Jim Renner had a hole-in-one. Michael Putnam made back-to-back eagles. Chesson Hadley holed out a tough wedge shot for eagle, and every player, it seemed, was firing at the pin at the 18th hole.
Danny Lee didn't have any spectacular shots in the third round of the Web.com Tour event at Wakefield Plantation. What Lee did have was eight birdies, including a chip-in at the 10th hole and a tap-in at the 18th, for a no-stress, 8-under 63 that pushed him into a four-shot lead.
"I shot 8-under, what could go wrong?" Lee said, smiling. "Hitting it good, putting good."
Sounds simple enough. Lee, who was born in South Korea, hit 17 of 18 greens in regulation in closing at 17-under 196.
Andrew Putnam and Edward Loar were tied for second at 13-under 200 -- Putnam after a 66 and Loar a 67. Michael Putnam, Andrew's older brother and the tour's leading money winner, and Raleigh's Chesson Hadley were at 12-under 201.
Renner created a stir with his ace, holing a 5-iron shot from 201 yards at the 12th hole. But the cheers never died.
Michael Putnam, bidding for his third win of the year, holed a wedge shot from 100 yards for eagle at the par-4 third hole, then knocked in a 20-foot eagle putt at the par-5 fourth.
"I don't know that I've ever had two eagles in a row," Putnam said.
The former Pepperdine All-America nearly had a third. His tee shot at the par-3 fifth hole landed just short of the cup and rolled four feet past. Putnam made birdie, then another birdie at the sixth -- that's 2-3-2-3 on the scorecard -- as he shot 65.

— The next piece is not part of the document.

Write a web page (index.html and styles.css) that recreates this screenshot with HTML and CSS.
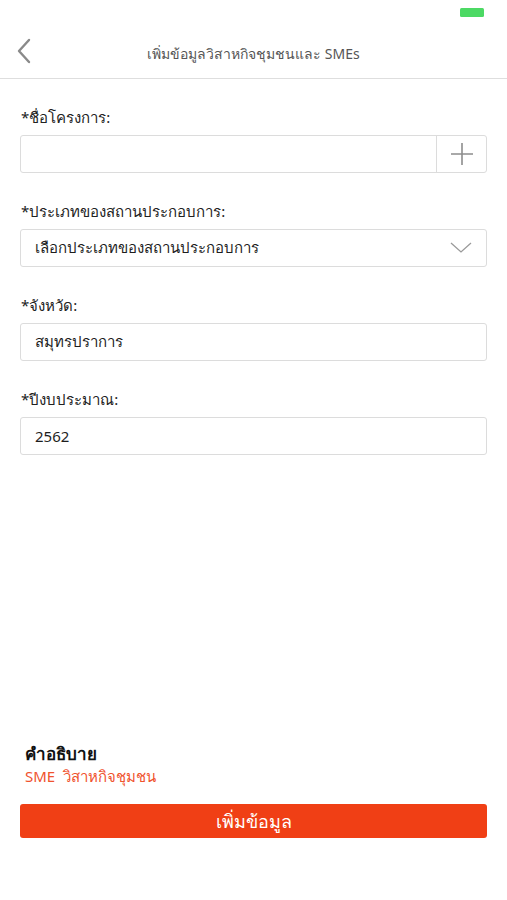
FILE: index.html
```html
<!DOCTYPE html>
<html lang="th">
<head>
<meta charset="utf-8">
<title>เพิ่มข้อมูลวิสาหกิจชุมชนและ SMEs</title>
<link rel="stylesheet" href="styles.css">
</head>
<body>
<div class="screen">
  <div class="status">
    <div class="battery"></div>
  </div>
  <header class="nav">
    <svg class="back" width="16" height="26" viewBox="0 0 16 26"><path d="M13 2 L3 13 L13 24" fill="none" stroke="#8a8a8a" stroke-width="2.4" stroke-linecap="round" stroke-linejoin="round"/></svg>
    <div class="title">เพิ่มข้อมูลวิสาหกิจชุมชนและ SMEs</div>
  </header>
  <main class="form">
    <div class="field">
      <div class="label">*ชื่อโครงการ:</div>
      <div class="box split">
        <div class="grow"></div>
        <div class="plus">
          <svg width="26" height="26" viewBox="0 0 26 26"><path d="M13 2 V24 M2 13 H24" stroke="#8d8d8d" stroke-width="1.6"/></svg>
        </div>
      </div>
    </div>
    <div class="field">
      <div class="label">*ประเภทของสถานประกอบการ:</div>
      <div class="box select">
        <span class="value">เลือกประเภทของสถานประกอบการ</span>
        <svg width="22" height="12" viewBox="0 0 22 12"><path d="M1 1 L11 10 L21 1" fill="none" stroke="#9a9a9a" stroke-width="1.3"/></svg>
      </div>
    </div>
    <div class="field">
      <div class="label">*จังหวัด:</div>
      <div class="box"><span class="value">สมุทรปราการ</span></div>
    </div>
    <div class="field">
      <div class="label">*ปีงบประมาณ:</div>
      <div class="box"><span class="value">2562</span></div>
    </div>
  </main>
  <section class="desc">
    <div class="desc-title">คำอธิบาย</div>
    <div class="desc-text">SME&nbsp; วิสาหกิจชุมชน</div>
  </section>
  <div class="actions">
    <button class="submit">เพิ่มข้อมูล</button>
  </div>
</div>
</body>
</html>
```
FILE: styles.css
```css
* { box-sizing: border-box; }
html, body { margin: 0; padding: 0; background: #fff; }
body {
  font-family: "Noto Sans", "Liberation Sans", "DejaVu Sans", sans-serif;
  color: #222;
  width: 507px;
  height: 900px;
  overflow: hidden;
}
.screen { display: flex; flex-direction: column; height: 900px; }
.status { height: 30px; display: flex; justify-content: flex-end; padding: 8px 23px 0 0; }
.battery { width: 24px; height: 9px; background: #4cd964; border-radius: 1.5px; }
.nav {
  height: 49px;
  display: flex;
  align-items: center;
  justify-content: center;
  position: relative;
  border-bottom: 1px solid #dedede;
}
.back { position: absolute; left: 16px; top: 8px; }
.title { font-size: 14px; color: #555; }
.form { padding: 29px 20px 0 20px; display: flex; flex-direction: column; gap: 29px; }
.field { display: flex; flex-direction: column; }
.label { font-size: 15px; color: #222; height: 18px; line-height: 18px; margin: 0 0 9px 1px; }
.box {
  height: 38px;
  border: 1.5px solid #dcdcdc;
  border-radius: 3px;
  display: flex;
  align-items: center;
  padding: 0 14px;
}
.box.split { padding: 0; }
.grow { flex: 1; height: 100%; }
.plus {
  width: 50px;
  height: 100%;
  border-left: 1.5px solid #dcdcdc;
  display: flex;
  align-items: center;
  justify-content: center;
}
.select { justify-content: space-between; padding-right: 14px; }
.value { font-size: 15px; color: #1e1e1e; }
.desc { margin-top: auto; padding: 0 25px; }
.desc-title { font-size: 17px; font-weight: bold; color: #111; line-height: 22px; }
.desc-text { font-size: 15px; color: #f0532e; line-height: 20px; margin-top: 1px; }
.actions { padding: 18px 20px 62px 20px; }
.submit {
  width: 100%;
  height: 34px;
  border: none;
  border-radius: 3px;
  background: #f03f15;
  color: #fff;
  font-family: inherit;
  font-size: 18px;
  display: block;
}
```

Hadley, in contrast, took a one-shot lead into the third round and promptly bogeyed the first two holes. He bounced back with two straight birdies, but double-bogeyed the par-4 10th hole after a poor shot.
"I was planning my post-round misery speech on hole 13," he said.
But at the 15th, Hadley holed out from 40 yards out of the rough -- "The sexiest little flop," he said -- for an eagle 3. He followed with a 30-foot birdie putt at the par-3 16th, then knocked it tight at the 18th for a birdie and 2-under 69.
"That's how golf goes," Hadley said. "It has a mind of its own. It just kicks you around whichever way it wants you to go."
Lee is just 22 but has been kicked around the past few years. In 2008, he became the youngest player to win the U.S. Amateur. A year later, after capturing the Johnnie Walker Classic in Australia as an amateur, he was the youngest winner on the European Tour.
Some called him the "next Tiger Woods" and Lee didn't object. But the past four years have produced more lows than highs.
"I think I didn't know what I was doing back then," he said. "I was just playing golf and they gave me the trophy. But playing professional golf the past four years, it's a long journey."
Lee, whose family moved to New Zealand when he was 8, did win two years ago on the Web.com Tour -- the WNB Golf Classic. He won enough money to get on the PGA Tour in 2012 but couldn't stay there, and missed regaining his tour card by one shot at the Qualifying Tournament.
"The last couple of years it wasn't fun," Lee said. "It was fun traveling all over the place and playing with all the best players in the world, but it could have been better if I played like this.
"You can't change the past. I'll just look forward and will keep playing harder. Just have fun and not think too much."